Efe
Acusações de corrupção e baixo crescimento abalaram partido de Putin, cuja vitória nas eleições presidenciais não é mais considerada uma “barbada”
As eleições parlamentares que ocorreram ontem (4/11) na Rússia representaram um importante teste popular à política do partido Rússia Unida, no poder desde 2000. Com um índice de aprovação cada vez menor, o partido do primeiro-ministro Vladimir Putin, já anunciado candidato à presidência, parece já não contar com o confortável apoio que obteve nas últimas legislativas.
Em 2007, 64,3% dos eleitores votaram na Rússia Unida, que conseguiu 315 dos 450 deputados da Duma (câmara baixa do parlamento). O Partido Comunista amargou um tímido segundo lugar, com 11,57% dos votos e 57 deputados.
O cenário mudou. Nas legislativas deste domingo, o partido Rússia Unida conseguiu apenas 49,54% dos votos e viu o Partido Comunista, principal partido de oposição, escalar na preferência do eleitorado e alcançar 19,16% dos votos. Os resultados não são uma surpresa, mas a que se deve tamanha mudança?
A perda de prestígio do partido Rússia Unida, apelidado pelo popular ativista político Alexey Navalny de “Partido de Ladrões e Vigaristas”, é resultado da insatisfação russa com a ineficácia de uma política econômica baseada na exportação de recursos energéticos e na centralização financeira em Moscou, além de um evidente aumento da desigualdade social. O fenômeno de explosão da classe média, vivido nos outros países emergentes, não ocorre na Rússia, onde apenas 18% da população pode ser classificada neste estrato social (no Brasil, este número é de 52%).
Paralelamente a este fato, Moscou se apresenta como a cidade com o maior número de bilionários do mundo, à frente de Nova York. Tudo isso, aliado a uma percepção de corrupção entre as mais altas do mundo. Num informe da ONG Transparência Internacional, a Rússia aparece na 154ª posição numa lista de 178 países no que diz respeito ao grau de corrupção (o Brasil está em 69º).
Numa campanha marcada por irregularidades, o processo eleitoral também apresentou inúmeras fraudes. A mais comum, conhecida como Carrossel, leva eleitores com zonas eleitorais temporárias ou com cédulas já preenchidas de eleitores sem registro a votar mais de uma vez no mesmo partido. Os vídeos com grupos de jovens chegando de ônibus aos locais de votação foram amplamente divulgados pela mídia independente.

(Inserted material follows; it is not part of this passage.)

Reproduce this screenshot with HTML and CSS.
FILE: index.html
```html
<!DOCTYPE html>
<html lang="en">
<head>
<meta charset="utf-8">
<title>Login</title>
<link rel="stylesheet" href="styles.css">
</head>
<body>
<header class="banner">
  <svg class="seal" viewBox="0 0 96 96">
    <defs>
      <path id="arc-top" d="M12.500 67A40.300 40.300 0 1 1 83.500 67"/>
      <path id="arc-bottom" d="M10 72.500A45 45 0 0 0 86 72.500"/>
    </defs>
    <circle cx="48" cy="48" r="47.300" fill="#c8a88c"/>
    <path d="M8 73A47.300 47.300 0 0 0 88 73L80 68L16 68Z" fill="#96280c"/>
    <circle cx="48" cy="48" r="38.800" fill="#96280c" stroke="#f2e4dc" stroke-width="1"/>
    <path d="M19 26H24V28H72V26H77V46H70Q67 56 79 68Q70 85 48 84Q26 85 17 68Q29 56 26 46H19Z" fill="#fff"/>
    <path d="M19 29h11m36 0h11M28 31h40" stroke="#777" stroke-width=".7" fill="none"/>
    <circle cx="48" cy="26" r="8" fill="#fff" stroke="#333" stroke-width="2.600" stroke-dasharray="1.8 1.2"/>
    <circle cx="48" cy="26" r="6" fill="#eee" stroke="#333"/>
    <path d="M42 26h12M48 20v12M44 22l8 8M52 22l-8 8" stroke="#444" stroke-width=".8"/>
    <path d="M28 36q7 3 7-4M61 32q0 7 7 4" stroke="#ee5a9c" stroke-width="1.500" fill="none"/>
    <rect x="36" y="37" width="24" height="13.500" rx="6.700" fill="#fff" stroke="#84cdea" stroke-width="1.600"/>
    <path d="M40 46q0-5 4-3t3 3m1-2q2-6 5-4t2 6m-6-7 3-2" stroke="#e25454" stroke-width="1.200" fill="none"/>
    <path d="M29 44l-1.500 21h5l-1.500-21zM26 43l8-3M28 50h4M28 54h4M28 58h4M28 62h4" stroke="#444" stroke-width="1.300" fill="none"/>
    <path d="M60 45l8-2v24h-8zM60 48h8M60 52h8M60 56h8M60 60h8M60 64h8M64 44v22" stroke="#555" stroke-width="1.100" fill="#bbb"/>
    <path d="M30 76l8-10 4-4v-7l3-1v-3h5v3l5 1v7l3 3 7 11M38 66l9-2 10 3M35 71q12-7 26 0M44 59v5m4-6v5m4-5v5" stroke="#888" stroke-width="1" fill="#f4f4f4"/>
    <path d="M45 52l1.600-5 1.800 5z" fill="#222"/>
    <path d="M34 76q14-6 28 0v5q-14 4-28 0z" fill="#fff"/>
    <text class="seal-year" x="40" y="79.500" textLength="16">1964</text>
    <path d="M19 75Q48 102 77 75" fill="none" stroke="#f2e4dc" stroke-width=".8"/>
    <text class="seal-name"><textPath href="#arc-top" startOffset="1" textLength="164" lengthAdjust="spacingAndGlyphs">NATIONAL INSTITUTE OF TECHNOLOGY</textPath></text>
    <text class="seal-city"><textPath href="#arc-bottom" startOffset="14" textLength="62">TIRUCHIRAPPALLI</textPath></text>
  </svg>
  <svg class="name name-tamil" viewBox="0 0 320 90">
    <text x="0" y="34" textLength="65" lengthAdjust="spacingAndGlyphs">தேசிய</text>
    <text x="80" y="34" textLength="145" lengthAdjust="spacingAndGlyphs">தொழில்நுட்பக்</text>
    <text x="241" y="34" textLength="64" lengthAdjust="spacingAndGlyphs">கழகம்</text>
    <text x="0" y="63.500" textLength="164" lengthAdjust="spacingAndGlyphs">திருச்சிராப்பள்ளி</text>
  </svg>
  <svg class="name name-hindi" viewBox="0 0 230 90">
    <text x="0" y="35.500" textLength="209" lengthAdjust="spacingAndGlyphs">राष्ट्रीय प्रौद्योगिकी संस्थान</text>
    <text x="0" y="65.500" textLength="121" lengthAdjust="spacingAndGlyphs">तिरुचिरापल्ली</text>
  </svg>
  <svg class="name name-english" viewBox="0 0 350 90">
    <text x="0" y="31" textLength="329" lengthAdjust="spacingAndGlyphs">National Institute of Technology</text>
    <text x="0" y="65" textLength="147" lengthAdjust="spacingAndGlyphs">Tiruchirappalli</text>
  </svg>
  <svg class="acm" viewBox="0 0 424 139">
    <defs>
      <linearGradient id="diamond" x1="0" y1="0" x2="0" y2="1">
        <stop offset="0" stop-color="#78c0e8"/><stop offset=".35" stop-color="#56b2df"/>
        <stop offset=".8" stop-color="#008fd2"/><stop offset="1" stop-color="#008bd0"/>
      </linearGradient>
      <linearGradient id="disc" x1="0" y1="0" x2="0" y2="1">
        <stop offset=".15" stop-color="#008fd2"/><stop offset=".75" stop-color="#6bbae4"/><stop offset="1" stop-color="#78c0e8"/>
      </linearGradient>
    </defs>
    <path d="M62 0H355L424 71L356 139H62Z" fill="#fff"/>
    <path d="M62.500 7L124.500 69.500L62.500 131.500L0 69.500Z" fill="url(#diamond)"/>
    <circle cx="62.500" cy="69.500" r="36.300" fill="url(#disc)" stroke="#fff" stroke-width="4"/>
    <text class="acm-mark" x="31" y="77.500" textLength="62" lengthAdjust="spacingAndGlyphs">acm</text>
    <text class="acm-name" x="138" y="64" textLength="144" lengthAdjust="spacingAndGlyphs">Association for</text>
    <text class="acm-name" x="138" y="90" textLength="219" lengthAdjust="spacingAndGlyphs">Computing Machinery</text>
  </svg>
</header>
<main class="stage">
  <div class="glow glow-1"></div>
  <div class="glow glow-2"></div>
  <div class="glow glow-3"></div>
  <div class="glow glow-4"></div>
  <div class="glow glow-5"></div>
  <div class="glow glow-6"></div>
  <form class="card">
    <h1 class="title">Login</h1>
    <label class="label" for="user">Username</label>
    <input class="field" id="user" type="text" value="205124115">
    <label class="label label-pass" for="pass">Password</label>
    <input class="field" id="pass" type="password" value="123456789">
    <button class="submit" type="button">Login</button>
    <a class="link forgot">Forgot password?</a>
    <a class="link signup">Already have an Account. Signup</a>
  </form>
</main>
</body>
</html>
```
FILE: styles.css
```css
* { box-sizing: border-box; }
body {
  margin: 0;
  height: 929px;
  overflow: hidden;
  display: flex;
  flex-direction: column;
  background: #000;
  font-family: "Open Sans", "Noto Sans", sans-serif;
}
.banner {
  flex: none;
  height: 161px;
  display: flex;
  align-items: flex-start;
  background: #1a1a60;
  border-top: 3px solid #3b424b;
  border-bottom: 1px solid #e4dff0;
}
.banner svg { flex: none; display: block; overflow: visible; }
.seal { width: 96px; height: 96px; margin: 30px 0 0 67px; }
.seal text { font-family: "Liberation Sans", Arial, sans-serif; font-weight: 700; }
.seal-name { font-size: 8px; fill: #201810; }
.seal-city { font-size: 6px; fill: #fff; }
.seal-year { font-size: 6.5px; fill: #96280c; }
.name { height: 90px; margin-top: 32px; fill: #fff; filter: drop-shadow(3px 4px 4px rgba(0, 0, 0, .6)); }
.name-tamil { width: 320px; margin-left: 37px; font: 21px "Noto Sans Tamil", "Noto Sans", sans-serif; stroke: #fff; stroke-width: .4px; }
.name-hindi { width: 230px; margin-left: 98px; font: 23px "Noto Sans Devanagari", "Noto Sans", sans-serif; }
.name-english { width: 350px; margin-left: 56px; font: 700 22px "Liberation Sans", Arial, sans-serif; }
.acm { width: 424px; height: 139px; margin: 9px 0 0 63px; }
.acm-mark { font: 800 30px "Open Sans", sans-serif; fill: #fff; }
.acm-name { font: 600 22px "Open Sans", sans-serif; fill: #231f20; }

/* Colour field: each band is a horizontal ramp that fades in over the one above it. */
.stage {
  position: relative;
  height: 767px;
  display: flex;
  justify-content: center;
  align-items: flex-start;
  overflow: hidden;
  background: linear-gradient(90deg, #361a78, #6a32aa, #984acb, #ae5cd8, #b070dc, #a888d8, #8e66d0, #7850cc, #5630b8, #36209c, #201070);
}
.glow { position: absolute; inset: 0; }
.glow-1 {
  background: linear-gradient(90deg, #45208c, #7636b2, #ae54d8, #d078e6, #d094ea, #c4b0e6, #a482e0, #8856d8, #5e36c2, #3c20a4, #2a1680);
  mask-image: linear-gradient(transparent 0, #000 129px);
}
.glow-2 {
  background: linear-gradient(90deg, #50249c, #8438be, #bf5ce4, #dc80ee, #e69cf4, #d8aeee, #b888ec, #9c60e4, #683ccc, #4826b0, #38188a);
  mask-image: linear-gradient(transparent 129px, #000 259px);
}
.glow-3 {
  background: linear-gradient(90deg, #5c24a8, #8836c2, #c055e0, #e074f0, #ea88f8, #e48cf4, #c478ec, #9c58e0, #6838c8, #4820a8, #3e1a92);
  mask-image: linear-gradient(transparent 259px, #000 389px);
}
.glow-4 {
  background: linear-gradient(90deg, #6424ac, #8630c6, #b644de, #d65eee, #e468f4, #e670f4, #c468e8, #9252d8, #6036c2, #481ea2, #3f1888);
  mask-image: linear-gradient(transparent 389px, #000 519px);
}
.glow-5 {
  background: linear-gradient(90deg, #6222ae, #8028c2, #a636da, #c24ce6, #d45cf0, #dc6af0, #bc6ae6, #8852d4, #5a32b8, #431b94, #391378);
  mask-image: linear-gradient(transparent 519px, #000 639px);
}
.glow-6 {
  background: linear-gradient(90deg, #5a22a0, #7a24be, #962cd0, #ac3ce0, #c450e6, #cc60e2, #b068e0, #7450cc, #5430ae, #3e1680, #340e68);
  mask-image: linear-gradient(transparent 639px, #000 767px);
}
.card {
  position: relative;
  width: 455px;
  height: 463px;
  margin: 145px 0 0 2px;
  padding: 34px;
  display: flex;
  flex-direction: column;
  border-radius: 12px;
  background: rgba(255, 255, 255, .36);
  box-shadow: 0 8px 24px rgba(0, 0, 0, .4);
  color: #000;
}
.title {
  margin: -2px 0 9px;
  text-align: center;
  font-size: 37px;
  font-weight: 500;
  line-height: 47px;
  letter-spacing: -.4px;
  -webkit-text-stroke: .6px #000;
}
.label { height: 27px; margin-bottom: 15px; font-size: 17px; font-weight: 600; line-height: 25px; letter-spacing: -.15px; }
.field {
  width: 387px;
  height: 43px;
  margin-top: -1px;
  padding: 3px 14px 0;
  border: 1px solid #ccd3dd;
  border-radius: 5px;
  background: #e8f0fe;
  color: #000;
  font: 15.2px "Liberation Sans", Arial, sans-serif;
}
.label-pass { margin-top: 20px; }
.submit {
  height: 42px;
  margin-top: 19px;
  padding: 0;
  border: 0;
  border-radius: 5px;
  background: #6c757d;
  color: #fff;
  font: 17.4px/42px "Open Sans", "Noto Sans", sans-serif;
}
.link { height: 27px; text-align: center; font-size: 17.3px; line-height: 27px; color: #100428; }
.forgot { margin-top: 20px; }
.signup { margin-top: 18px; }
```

Num outro tipo de fraude, mais simples e mais óbvio, um chefe da seção eleitoral preenche as cédulas daqueles eleitores que nunca comparecem às urnas. “Parece que a Rússia inaugurou o modelo mais eficiente de eleição – votamos enquanto dormimos. Eu não votei nas últimas duas eleições porque estava fora do país, mas fui à minha zona eleitoral neste domingo exercer o meu dever cívico. Qual não foi a minha surpresa ao chegar e descobrir que eu já havia votado? E, obviamente, para a Rússia Unida”, declara ironicamente o jovem Vladimir, que preferiu que o seu sobrenome não fosse publicado.
Chefe de uma seção eleitoral preenche cédulas de eleitores ausentes
Apesar dos casos de fraude eleitoral por todo o país, o partido Rússia Unida não conseguiu evitar o fracasso nas legislativas. “Todos os centros que calculam as intenções de voto davam no máximo 55% ao partido Rússia Unida. A fraude seria evidente se eles saíssem hoje com 65% dos votos”, explicou o analista Nikolay Petrov, do Carnegie Moscow Centre. E continua: “O partido ainda tem a maioria simples e isso é suficiente para aprovar a maioria das leis. E também não acredito que seja difícil conseguir a maioria constitucional através de alianças. Pouca coisa vai mudar e a Rússia Unida não terá problemas na governabilidade”. Na Rússia, exigem-de dois terços dos deputados (maioria constitucional) para que uma lei seja aprovada sem a consulta de outros partidos.
Dentro de três meses, os russos voltarão às urnas, desta vez para eleger o novo presidente do país. Vladimir Putin é um dos candidatos e a sua vitória era tida como certa, mas as legislativas deste fim-de-semana e a já mencionada perda de votos do partido Rússia Unida mudaram também as previsões para as presidenciais do dia 4 de março de 2012. Caso não consiga a maioria no primeiro turno, um segundo turno pode ser fatal para Putin.
Uma manifestação contra o resultado das eleições e as irregularidades está prevista para as 19h locais (13h em Brasília), no centro de Moscou.